De escrita quase jornalística, Mauro Paz tem texto direto e enxuto, que emula a profissão do personagem. Entre as digressões de sua infância e juventude, César não deixa de também analisar o contexto histórico e social que resultaram no racismo e na morte do seu sobrinho, como quando remete à colonização e ao escravagismo a origem da violência, tida como um dos grandes problemas atuais do Brasil: “(…) a mão branca, que sempre bateu, tem medo de perder o relógio. Dividir o poder incomoda.
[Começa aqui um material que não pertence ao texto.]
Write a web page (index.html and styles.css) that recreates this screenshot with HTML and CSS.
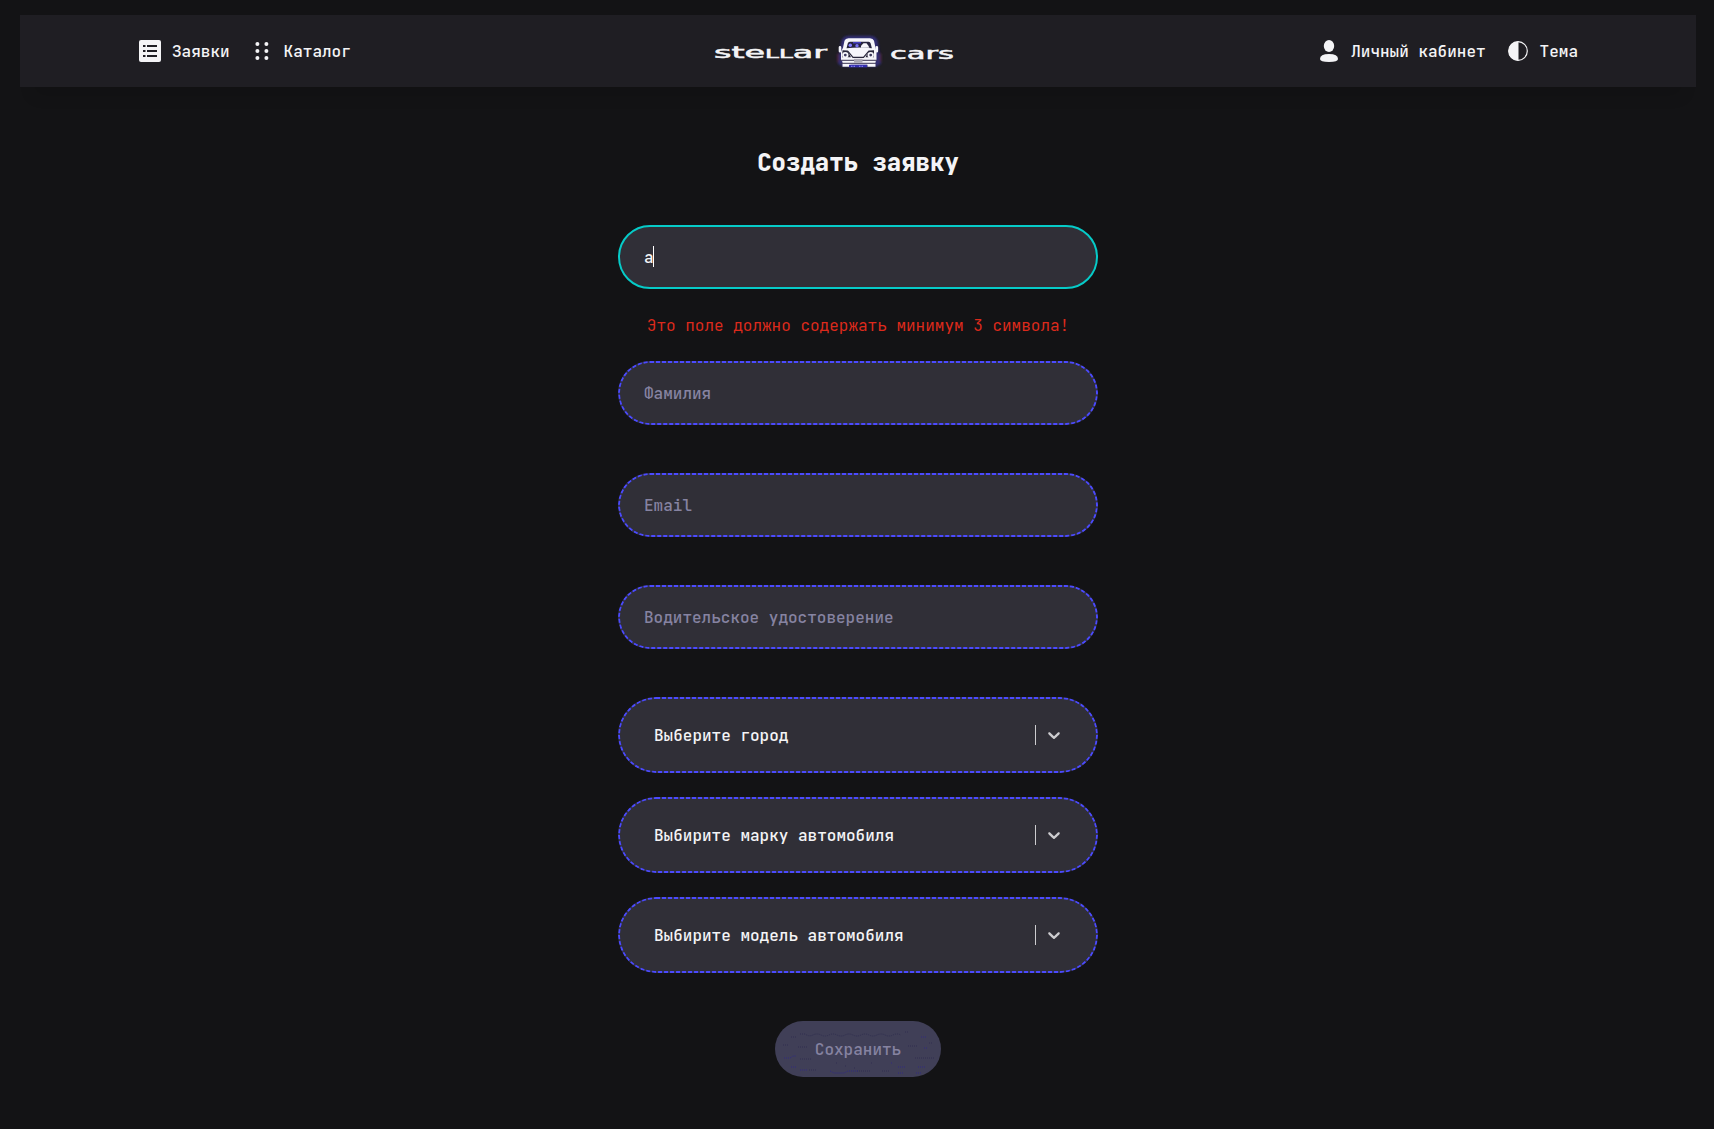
FILE: index.html
```html
<!DOCTYPE html>
<html lang="ru">
<head>
<meta charset="utf-8">
<title>Stellar Cars</title>
<link rel="stylesheet" href="styles.css">
</head>
<body>
<header class="header">
  <nav class="nav">
    <a class="nav-item">
      <svg class="icon" viewBox="0 0 24 24"><rect x="1" y="1" width="22" height="22" rx="2" fill="#f4f4f6"/><path d="M9 7h10M9 12h10M9 17h10" stroke="#1f1e24" stroke-width="2"/><path d="M5 7h2.500M5 12h2.500M5 17h2.500" stroke="#1f1e24" stroke-width="2"/></svg>
      <span class="nav-label">Заявки</span>
    </a>
    <a class="nav-item">
      <svg class="icon" viewBox="0 0 24 24" fill="#f4f4f6"><circle cx="7.4" cy="5" r="2"/><circle cx="16.4" cy="5" r="2"/><circle cx="7.4" cy="12" r="2"/><circle cx="16.4" cy="12" r="2"/><circle cx="7.4" cy="19" r="2"/><circle cx="16.4" cy="19" r="2"/></svg>
      <span class="nav-label">Каталог</span>
    </a>
  </nav>
  <svg class="logo" viewBox="0 0 240 36">
    <defs><filter id="glow" x="-20%" y="-20%" width="140%" height="140%"><feGaussianBlur stdDeviation="1"/></filter></defs>
    <text class="logo-text" x="0" y="25" textLength="113" lengthAdjust="spacingAndGlyphs">ste<tspan class="logo-small">ll</tspan>ar</text>
    <g transform="translate(0 .8)">
      <g filter="url(#glow)">
        <path d="M127 9q1-7 8-7h21q7 0 8 7l1 9 2 4v8l-5 3h-33l-5-3v-8l2-4z" fill="#302d72"/>
        <path d="M124 20v8M166.500 20v8" stroke="#542544" stroke-width="1.500"/>
      </g>
      <path d="M129 14l1.500-7q.8-2.500 4-2.500h21.500q3.200 0 4 2.500l1.500 7 1 4v8.500l-1 1.500v5h-8v-2h-17v2h-8v-5l-1.500-1.500V18z" fill="#f6f6fb"/>
      <path d="M132.500 14.500l1.300-5q.4-1.500 2-1.500h18.800q1.600 0 2 1.500l1.300 5q-12.700-1.500-25.400 0z" fill="#26243f"/>
      <circle cx="136.300" cy="11.500" r="1.700" fill="#817cff"/><circle cx="143" cy="12" r="1.700" fill="#7772f0"/>
      <path d="M139 9h8" stroke="#4b45d8" stroke-width="1.300"/>
      <path d="M147 14v-2l2.500-2.500h3l1.500 2 1.500 2.500z" fill="#f6f6fb"/>
      <path d="M126 13.500v4M162.800 13.500v4" stroke="#f6f6fb" stroke-width="2.600" stroke-linecap="round"/>
      <path d="M128.500 16.500l5 .3 3.500 6.700H128zM160 16.500l-5 .3-3.500 6.700H160z" fill="#29273b"/>
      <path d="M133.500 17l5.500 6.500h10.500l5.500-6.500" fill="none" stroke="#29273b" stroke-width="1.200"/>
      <circle cx="131.300" cy="21.300" r="3.200" fill="#f6f6fb"/><circle cx="131.300" cy="21.300" r="1.400" fill="#3b385c"/>
      <circle cx="156.700" cy="21.300" r="3.200" fill="#f6f6fb"/><circle cx="156.700" cy="21.300" r="1.400" fill="#3b385c"/>
      <path d="M126 26.500h15M148 26.500h15M127 29.500h35" stroke="#373352" stroke-width="1"/>
      <rect x="140" y="25" width="8.500" height="4" fill="#aaa7b4"/>
      <path d="M135 31h18v2.500h-18z" fill="#332dac"/><path d="M137 32.500h4m4 0h5" stroke="#8f8aff" stroke-width="1" stroke-dasharray="1.500 1"/>
    </g>
    <text class="logo-text" x="176" y="26" textLength="64" lengthAdjust="spacingAndGlyphs">cars</text>
  </svg>
  <nav class="nav">
    <a class="nav-item">
      <svg class="icon" viewBox="0 0 24 24" fill="#f4f4f6"><ellipse cx="12" cy="7" rx="5.200" ry="6"/><path d="M3 20q0-5 9-5t9 5q0 3-9 3t-9-3z"/></svg>
      <span class="nav-label">Личный кабинет</span>
    </a>
    <a class="nav-item">
      <svg class="icon" viewBox="0 0 24 24"><circle cx="12" cy="12" r="9.300" fill="none" stroke="#f4f4f6" stroke-width="1.200"/><path d="M12.500 2.500H12a9.500 9.500 0 0 0 0 19h.5z" fill="#f4f4f6"/></svg>
      <span class="nav-label">Тема</span>
    </a>
  </nav>
</header>
<main class="form">
  <h1 class="title">Создать заявку</h1>
  <div class="field field-active"><span>а</span><i class="caret"></i></div>
  <p class="error">Это поле должно содержать минимум 3 символа!</p>
  <div class="field">Фамилия</div>
  <div class="field">Email</div>
  <div class="field">Водительское удостоверение</div>
  <div class="selects">
    <div class="select"><span class="select-label">Выберите город</span><i class="separator"></i><svg class="chevron" viewBox="0 0 20 20"><path d="M4.516 7.548c0.436-0.446 1.043-0.481 1.576 0l3.908 3.747 3.908-3.747c0.533-0.481 1.141-0.446 1.574 0 0.436 0.445 0.408 1.197 0 1.615-0.406 0.418-4.695 4.502-4.695 4.502-0.217 0.223-0.502 0.335-0.787 0.335s-0.570-0.112-0.789-0.335c0 0-4.287-4.084-4.695-4.502s-0.436-1.170 0-1.615z"/></svg></div>
    <div class="select"><span class="select-label">Выбирите марку автомобиля</span><i class="separator"></i><svg class="chevron" viewBox="0 0 20 20"><path d="M4.516 7.548c0.436-0.446 1.043-0.481 1.576 0l3.908 3.747 3.908-3.747c0.533-0.481 1.141-0.446 1.574 0 0.436 0.445 0.408 1.197 0 1.615-0.406 0.418-4.695 4.502-4.695 4.502-0.217 0.223-0.502 0.335-0.787 0.335s-0.570-0.112-0.789-0.335c0 0-4.287-4.084-4.695-4.502s-0.436-1.170 0-1.615z"/></svg></div>
    <div class="select"><span class="select-label">Выбирите модель автомобиля</span><i class="separator"></i><svg class="chevron" viewBox="0 0 20 20"><path d="M4.516 7.548c0.436-0.446 1.043-0.481 1.576 0l3.908 3.747 3.908-3.747c0.533-0.481 1.141-0.446 1.574 0 0.436 0.445 0.408 1.197 0 1.615-0.406 0.418-4.695 4.502-4.695 4.502-0.217 0.223-0.502 0.335-0.787 0.335s-0.570-0.112-0.789-0.335c0 0-4.287-4.084-4.695-4.502s-0.436-1.170 0-1.615z"/></svg></div>
  </div>
  <button class="submit" disabled>Сохранить</button>
</main>
</body>
</html>
```
FILE: styles.css
```css
* {
  box-sizing: border-box;
}

body {
  margin: 0;
  padding: 15px 18px 0 20px;
  height: 1129px;
  overflow: hidden;
  background: #131315;
  color: #f4f4f6;
  font: 500 16px/22px "JetBrains Mono", "DejaVu Sans Mono", monospace;
}

.header {
  display: flex;
  align-items: center;
  justify-content: space-between;
  height: 72px;
  padding: 0 118px;
  background: #1f1e23;
  box-shadow: 0 22px 16px -14px rgba(0, 0, 0, 0.12);
}

.nav,
.nav-item {
  display: flex;
  align-items: center;
}

.nav {
  gap: 20px;
}

.nav-item {
  gap: 10px;
}

.nav-label {
  padding-top: 2px;
}

.icon {
  width: 24px;
  height: 24px;
}

.logo {
  width: 240px;
  height: 36px;
}

.logo-text {
  fill: #f4f4f6;
  stroke: #f4f4f6;
  stroke-width: 0.5px;
  font: 400 15.5px "DejaVu Sans", sans-serif;
}

.logo-small {
  font-size: 11.5px;
  text-transform: uppercase;
}

.form {
  display: flex;
  flex-direction: column;
  align-items: center;
  width: 480px;
  margin: 0 auto 0 598px;
}

.title {
  margin: 60px 0 46px;
  font-size: 24px;
  line-height: 32px;
  font-weight: 800;
}

.field,
.select {
  display: flex;
  align-items: center;
  width: 480px;
}

.field {
  height: 64px;
  padding: 2px 26px 0;
  margin-bottom: 48px;
  border-radius: 32px;
  background: #302f37 url("data:image/svg+xml,%3Csvg xmlns='http://www.w3.org/2000/svg' width='480' height='64'%3E%3Cg fill='none' stroke='%234b4aff' stroke-width='2'%3E%3Crect x='1' y='1' width='478' height='62' rx='31' stroke-opacity='.15'/%3E%3Crect x='1' y='1' width='478' height='62' rx='31' stroke-dasharray='4 2'/%3E%3C/g%3E%3C/svg%3E");
  color: #8683a1;
}

.field-active {
  margin-bottom: 0;
  padding: 2px 24px 0;
  border: 2px solid #06cbc8;
  background: #302f37;
  color: #f4f4f6;
}

.caret {
  width: 1px;
  height: 21px;
  margin: -3px 0 0 -1px;
  background: #fff;
}

.error {
  margin: 26px 0 24px;
  font-weight: 400;
  color: #dc2a1c;
}

.selects {
  display: flex;
  flex-direction: column;
  gap: 24px;
}

.select {
  height: 76px;
  padding: 0 34px 0 36px;
  border-radius: 38px;
  background: #302f37 url("data:image/svg+xml,%3Csvg xmlns='http://www.w3.org/2000/svg' width='480' height='76'%3E%3Cg fill='none' stroke='%234b4aff' stroke-width='2'%3E%3Crect x='1' y='1' width='478' height='74' rx='37' stroke-opacity='.15'/%3E%3Crect x='1' y='1' width='478' height='74' rx='37' stroke-dasharray='4 2'/%3E%3C/g%3E%3C/svg%3E");
}

.select-label {
  flex: 1;
  padding-top: 2px;
}

.separator {
  width: 1px;
  height: 20px;
  background: #cccccf;
}

.chevron {
  width: 20px;
  height: 20px;
  margin: 0 0 0 8px;
  fill: #cccccf;
}

.submit {
  width: 166px;
  height: 56px;
  margin-top: 48px;
  padding: 2px 0 0;
  border: 0;
  border-radius: 28px;
  background: #403f57 url("data:image/svg+xml,%3Csvg xmlns='http://www.w3.org/2000/svg' width='166' height='56'%3E%3Cg fill='none' stroke-dasharray='1 1'%3E%3Cpath stroke='%23302f50' d='M16 16h5m4-3h5q4 3 8 1t8 0 8 0 8 0 8 0 8 0 8 0 8 0 8 0 8 0 8 0 8 0m4-3h3M23 26h9M8 24h6m119 1h10m11-3h4M25 38h12m103-1h19M34 49h8m40 1h14m11 0h7M61 42h1m8 3h1m8 2h1m16-5h1'/%3E%3Cpath stroke='%23302b80' d='M9 37h6l3-2h3m125-19h6m-3 11h4M16 46h6m3 3h7m23 1l4 2h10l4-2h10m40-4h8m-8 6h6m14-6h7m-9 6h6m-31-10h1'/%3E%3C/g%3E%3C/svg%3E");
  color: #8683a1;
  font: inherit;
}
```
Principalmente dividir o poder da violência, da força bruta, do braço que cala a boca. (…) O problema são mais de quinhentos anos de história a ruir sobre nossas cabeças”.
O caso de Eduardo Fösch segue não resolvido até hoje. Entre lembrar e esquecer é também uma forma de impedir que o jovem seja esquecido, numa literatura que é manifesto e é também tributo. Assim como toda a obra da ruandesa Scholastique Mukasonga e pelo menos Garotas mortas, de Selva Almada, a obra de Mauro Paz é como uma rosa deixada sobre o túmulo de alguém que, de outra forma, teria sido condenado ao esquecimento social deliberado.
PS: a imagem em destaque é um detalhe da obra Amnésia, de Flávio Cerqueira, exposta na excelente exposição Histórias afro-atlânticas, em cartaz até 21/10/18 no MASP. Parte da mostra também está no Instituto Tomie Ohtake.